5.2.2. Setting up your environment#
It is good practice to set up a virtual environment for your algorithm package.
# This code is just a suggestion - there are many ways of doing this.
# go to the algorithm directory
cd /path/to/algorithm
# create a Python environment. Be sure to replace <my-algorithm-env> with
# the name of your environment.
conda create -n <my-algorithm-env> python=3.10
conda activate <my-algorithm-env>
# install the algorithm dependencies
pip install -r requirements.txt
Also, it is always good to use a version control system such as git
to
keep track of your changes. An initial commit of the boilerplate code could be:
cd /path/to/algorithm
git init
git add .
git commit -m "Initial commit"
Note that having your code in a git repository is necessary if you want to update your algorithm.
5.2.3. Implementing your algorithm#
Your personalized starting point should make clear to you which functions you need to implement - there are TODO comments in the code that indicate where you need to add your own code.

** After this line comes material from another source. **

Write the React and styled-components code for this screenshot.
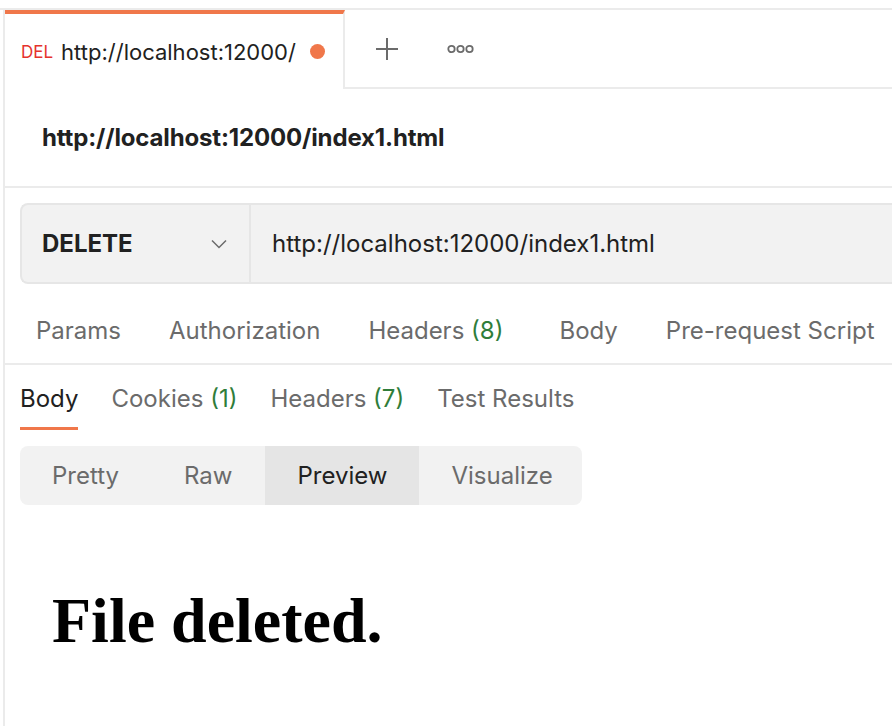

You may wonder why the boilerplate code is structured the way it is. This is explained in the code structure section.
5.2.4. Environment variables#
The algorithms have access to several environment variables. You can also
specify additional environment variables via the algorithm_env
option
in the node configuration files (see the
example node configuration file).
Environment variables provided by the vantage6 infrastructure are used to locate certain files or to add local configuration settings into the container. These are usually used in the Python wrapper and you don’t normally need them in your functions. However, you can access them in your functions as follows:
def my_function():
# environment variable that specifies the input file
input_file = os.environ["INPUT_FILE"]
# environment variable that specifies the database URI for the database with
# the 'default' label
default_database_uri = os.environ["DEFAULT_DATABASE_URI"]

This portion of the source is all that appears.